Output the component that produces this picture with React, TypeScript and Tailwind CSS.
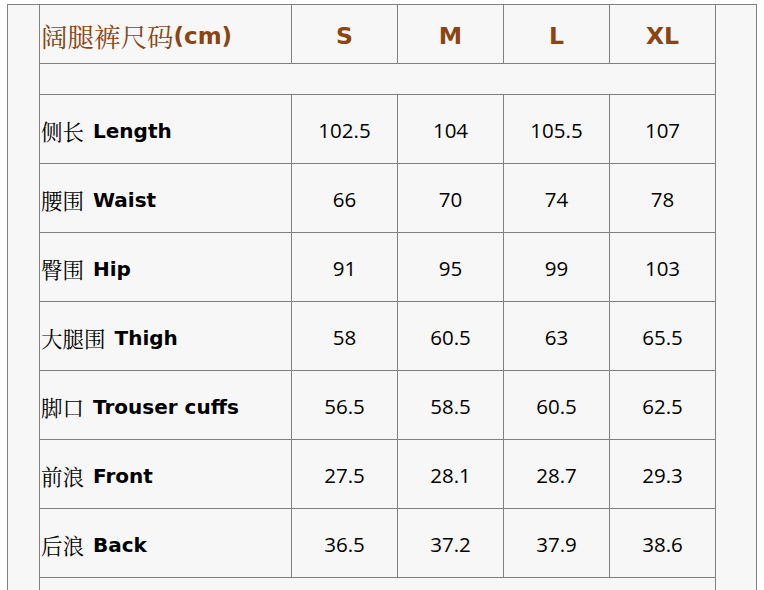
import React from "react";

const sizes = ["S", "M", "L", "XL"];
const rows: { zh: string; en: string; v: string[] }[] = [
  { zh: "侧长", en: "Length", v: ["102.5", "104", "105.5", "107"] },
  { zh: "腰围", en: "Waist", v: ["66", "70", "74", "78"] },
  { zh: "臀围", en: "Hip", v: ["91", "95", "99", "103"] },
  { zh: "大腿围", en: "Thigh", v: ["58", "60.5", "63", "65.5"] },
  { zh: "脚口", en: "Trouser cuffs", v: ["56.5", "58.5", "60.5", "62.5"] },
  { zh: "前浪", en: "Front", v: ["27.5", "28.1", "28.7", "29.3"] },
  { zh: "后浪", en: "Back", v: ["36.5", "37.2", "37.9", "38.6"] },
];

const cjk = { fontFamily: '"Noto Serif CJK SC", "Noto Sans CJK SC", serif' };
const latinBold = { fontFamily: '"DejaVu Sans", Verdana, sans-serif' };
const nums = { fontFamily: '"Open Sans", "Noto Sans", sans-serif' };

export default function App() {
  return (
    <div className="min-h-screen bg-white pt-[4px] pl-[7px]">
      <div className="w-[750px] min-h-[700px] border-x border-t border-[#808080] bg-[#f7f7f7] pl-[31px]">
        <div className="grid w-[677px] grid-cols-[252px_106px_106px_106px_106px] border-l border-[#808080]">
          {/* header */}
          <div className="flex h-[59px] items-center border-r border-b border-[#808080] pl-[1px] pt-[5px] text-[#8b4513]">
            <span style={cjk} className="text-[26.5px] leading-none">阔腿裤尺码</span>
            <span style={latinBold} className="text-[23px] font-bold leading-none">(cm)</span>
          </div>
          {sizes.map((s) => (
            <div
              key={s}
              style={latinBold}
              className="flex h-[59px] items-center justify-center border-r border-b border-[#808080] pt-[5px] text-[23.5px] font-bold leading-none text-[#8b4513]"
            >
              {s}
            </div>
          ))}
          {/* spacer */}
          <div className="col-span-5 h-[31px] border-r border-b border-[#808080]" />
          {rows.map((r) => (
            <React.Fragment key={r.en}>
              <div className="flex h-[69px] items-center border-r border-b border-[#808080] pl-[1px] pt-[3px] text-black">
                <span style={cjk} className="text-[21.5px] leading-none">{r.zh}</span>
                <span style={latinBold} className="ml-[9px] text-[20px] font-bold leading-none">
                  {r.en}
                </span>
              </div>
              {r.v.map((v, i) => (
                <div
                  key={i}
                  style={nums}
                  className="flex h-[69px] items-center justify-center border-r border-b border-[#808080] pt-[3px] text-[20.5px] leading-none text-black"
                >
                  {v}
                </div>
              ))}
            </React.Fragment>
          ))}
          <div className="col-span-5 h-[31px] border-r border-b border-[#808080]" />
        </div>
      </div>
    </div>
  );
}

★ ★ ★ ★

Short exercise - From the material above, reproduce everything verbatim except the pictures.

Correct answer -
Output the component that produces this picture with React, TypeScript and Tailwind CSS.
import React from "react";

const sizes = ["S", "M", "L", "XL"];
const rows: { zh: string; en: string; v: string[] }[] = [
  { zh: "侧长", en: "Length", v: ["102.5", "104", "105.5", "107"] },
  { zh: "腰围", en: "Waist", v: ["66", "70", "74", "78"] },
  { zh: "臀围", en: "Hip", v: ["91", "95", "99", "103"] },
  { zh: "大腿围", en: "Thigh", v: ["58", "60.5", "63", "65.5"] },
  { zh: "脚口", en: "Trouser cuffs", v: ["56.5", "58.5", "60.5", "62.5"] },
  { zh: "前浪", en: "Front", v: ["27.5", "28.1", "28.7", "29.3"] },
  { zh: "后浪", en: "Back", v: ["36.5", "37.2", "37.9", "38.6"] },
];

const cjk = { fontFamily: '"Noto Serif CJK SC", "Noto Sans CJK SC", serif' };
const latinBold = { fontFamily: '"DejaVu Sans", Verdana, sans-serif' };
const nums = { fontFamily: '"Open Sans", "Noto Sans", sans-serif' };

export default function App() {
  return (
    <div className="min-h-screen bg-white pt-[4px] pl-[7px]">
      <div className="w-[750px] min-h-[700px] border-x border-t border-[#808080] bg-[#f7f7f7] pl-[31px]">
        <div className="grid w-[677px] grid-cols-[252px_106px_106px_106px_106px] border-l border-[#808080]">
          {/* header */}
          <div className="flex h-[59px] items-center border-r border-b border-[#808080] pl-[1px] pt-[5px] text-[#8b4513]">
            <span style={cjk} className="text-[26.5px] leading-none">阔腿裤尺码</span>
            <span style={latinBold} className="text-[23px] font-bold leading-none">(cm)</span>
          </div>
          {sizes.map((s) => (
            <div
              key={s}
              style={latinBold}
              className="flex h-[59px] items-center justify-center border-r border-b border-[#808080] pt-[5px] text-[23.5px] font-bold leading-none text-[#8b4513]"
            >
              {s}
            </div>
          ))}
          {/* spacer */}
          <div className="col-span-5 h-[31px] border-r border-b border-[#808080]" />
          {rows.map((r) => (
            <React.Fragment key={r.en}>
              <div className="flex h-[69px] items-center border-r border-b border-[#808080] pl-[1px] pt-[3px] text-black">
                <span style={cjk} className="text-[21.5px] leading-none">{r.zh}</span>
                <span style={latinBold} className="ml-[9px] text-[20px] font-bold leading-none">
                  {r.en}
                </span>
              </div>
              {r.v.map((v, i) => (
                <div
                  key={i}
                  style={nums}
                  className="flex h-[69px] items-center justify-center border-r border-b border-[#808080] pt-[3px] text-[20.5px] leading-none text-black"
                >
                  {v}
                </div>
              ))}
            </React.Fragment>
          ))}
          <div className="col-span-5 h-[31px] border-r border-b border-[#808080]" />
        </div>
      </div>
    </div>
  );
}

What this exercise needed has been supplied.